*Problem requirements*
Every line of the material is to be quoted verbatim, minus the pictures.

*Given data*
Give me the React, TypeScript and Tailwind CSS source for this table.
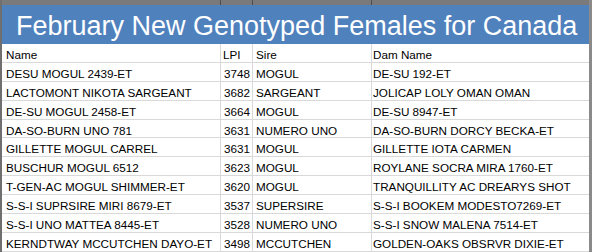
const rows: [string, string, string, string][] = [
  ['DESU MOGUL 2439-ET', '3748', 'MOGUL', 'DE-SU 192-ET'],
  ['LACTOMONT NIKOTA SARGEANT', '3682', 'SARGEANT', 'JOLICAP LOLY OMAN OMAN'],
  ['DE-SU MOGUL 2458-ET', '3664', 'MOGUL', 'DE-SU 8947-ET'],
  ['DA-SO-BURN UNO 781', '3631', 'NUMERO UNO', 'DA-SO-BURN DORCY BECKA-ET'],
  ['GILLETTE MOGUL CARREL', '3631', 'MOGUL', 'GILLETTE IOTA CARMEN'],
  ['BUSCHUR MOGUL 6512', '3623', 'MOGUL', 'ROYLANE SOCRA MIRA 1760-ET'],
  ['T-GEN-AC MOGUL SHIMMER-ET', '3620', 'MOGUL', 'TRANQUILLITY AC DREARYS SHOT'],
  ['S-S-I SUPRSIRE MIRI 8679-ET', '3537', 'SUPERSIRE', 'S-S-I BOOKEM MODESTO7269-ET'],
  ['S-S-I UNO MATTEA 8445-ET', '3528', 'NUMERO UNO', 'S-S-I SNOW MALENA 7514-ET'],
  ['KERNDTWAY MCCUTCHEN DAYO-ET', '3498', 'MCCUTCHEN', 'GOLDEN-OAKS OBSRVR DIXIE-ET'],
];

export default function App() {
  return (
    <div className="w-[592px] h-[252px] overflow-hidden bg-white flex text-black font-['Liberation_Sans',Arial,sans-serif]">
      {/* left frame edge */}
      <div className="w-[2px] bg-[#6f6f6f]" />

      <div className="flex-1 flex flex-col">
        {/* column header strip */}
        <div className="h-[5px] grid grid-cols-[219px_32px_119px_1fr] bg-[#7a7a7a]">
          <div className="border-r border-[#4d4d4d]" />
          <div className="border-r border-[#4d4d4d]" />
          <div className="border-r border-[#4d4d4d]" />
          <div />
        </div>

        {/* title band */}
        <div className="h-[39px] bg-[#4f81bd] text-white text-[27px] leading-none pl-[14px] pt-[8px] whitespace-nowrap">
          February New Genotyped Females for Canada
        </div>

        <Row cells={['Name', 'LPI', 'Sire', 'Dam Name']} header />
        {rows.map((r) => (
          <Row key={r[0]} cells={r} />
        ))}
      </div>

      {/* right frame edge */}
      <div className="w-[3px] bg-[#8a8a8a]" />
    </div>
  );
}

function Row({ cells, header }: { cells: string[]; header?: boolean }) {
  return (
    <div className="grid grid-cols-[219px_32px_119px_1fr] h-[19px] border-b border-[#d9d9d9] text-[11.7px] leading-none whitespace-nowrap">
      <div className="border-r border-[#d9d9d9] pl-[4px] pt-[5px]">{cells[0]}</div>
      <div className={`border-r border-[#d9d9d9] pt-[5px] ${header ? 'pl-[2px]' : 'text-right pr-[2px]'}`}>{cells[1]}</div>
      <div className="border-r border-[#d9d9d9] pl-[3px] pt-[5px]">{cells[2]}</div>
      <div className="pl-[1px] pt-[5px]">{cells[3]}</div>
    </div>
  );
}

*Response to this exercise*
Give me the React, TypeScript and Tailwind CSS source for this table.
const rows: [string, string, string, string][] = [
  ['DESU MOGUL 2439-ET', '3748', 'MOGUL', 'DE-SU 192-ET'],
  ['LACTOMONT NIKOTA SARGEANT', '3682', 'SARGEANT', 'JOLICAP LOLY OMAN OMAN'],
  ['DE-SU MOGUL 2458-ET', '3664', 'MOGUL', 'DE-SU 8947-ET'],
  ['DA-SO-BURN UNO 781', '3631', 'NUMERO UNO', 'DA-SO-BURN DORCY BECKA-ET'],
  ['GILLETTE MOGUL CARREL', '3631', 'MOGUL', 'GILLETTE IOTA CARMEN'],
  ['BUSCHUR MOGUL 6512', '3623', 'MOGUL', 'ROYLANE SOCRA MIRA 1760-ET'],
  ['T-GEN-AC MOGUL SHIMMER-ET', '3620', 'MOGUL', 'TRANQUILLITY AC DREARYS SHOT'],
  ['S-S-I SUPRSIRE MIRI 8679-ET', '3537', 'SUPERSIRE', 'S-S-I BOOKEM MODESTO7269-ET'],
  ['S-S-I UNO MATTEA 8445-ET', '3528', 'NUMERO UNO', 'S-S-I SNOW MALENA 7514-ET'],
  ['KERNDTWAY MCCUTCHEN DAYO-ET', '3498', 'MCCUTCHEN', 'GOLDEN-OAKS OBSRVR DIXIE-ET'],
];

export default function App() {
  return (
    <div className="w-[592px] h-[252px] overflow-hidden bg-white flex text-black font-['Liberation_Sans',Arial,sans-serif]">
      {/* left frame edge */}
      <div className="w-[2px] bg-[#6f6f6f]" />

      <div className="flex-1 flex flex-col">
        {/* column header strip */}
        <div className="h-[5px] grid grid-cols-[219px_32px_119px_1fr] bg-[#7a7a7a]">
          <div className="border-r border-[#4d4d4d]" />
          <div className="border-r border-[#4d4d4d]" />
          <div className="border-r border-[#4d4d4d]" />
          <div />
        </div>

        {/* title band */}
        <div className="h-[39px] bg-[#4f81bd] text-white text-[27px] leading-none pl-[14px] pt-[8px] whitespace-nowrap">
          February New Genotyped Females for Canada
        </div>

        <Row cells={['Name', 'LPI', 'Sire', 'Dam Name']} header />
        {rows.map((r) => (
          <Row key={r[0]} cells={r} />
        ))}
      </div>

      {/* right frame edge */}
      <div className="w-[3px] bg-[#8a8a8a]" />
    </div>
  );
}

function Row({ cells, header }: { cells: string[]; header?: boolean }) {
  return (
    <div className="grid grid-cols-[219px_32px_119px_1fr] h-[19px] border-b border-[#d9d9d9] text-[11.7px] leading-none whitespace-nowrap">
      <div className="border-r border-[#d9d9d9] pl-[4px] pt-[5px]">{cells[0]}</div>
      <div className={`border-r border-[#d9d9d9] pt-[5px] ${header ? 'pl-[2px]' : 'text-right pr-[2px]'}`}>{cells[1]}</div>
      <div className="border-r border-[#d9d9d9] pl-[3px] pt-[5px]">{cells[2]}</div>
      <div className="pl-[1px] pt-[5px]">{cells[3]}</div>
    </div>
  );
}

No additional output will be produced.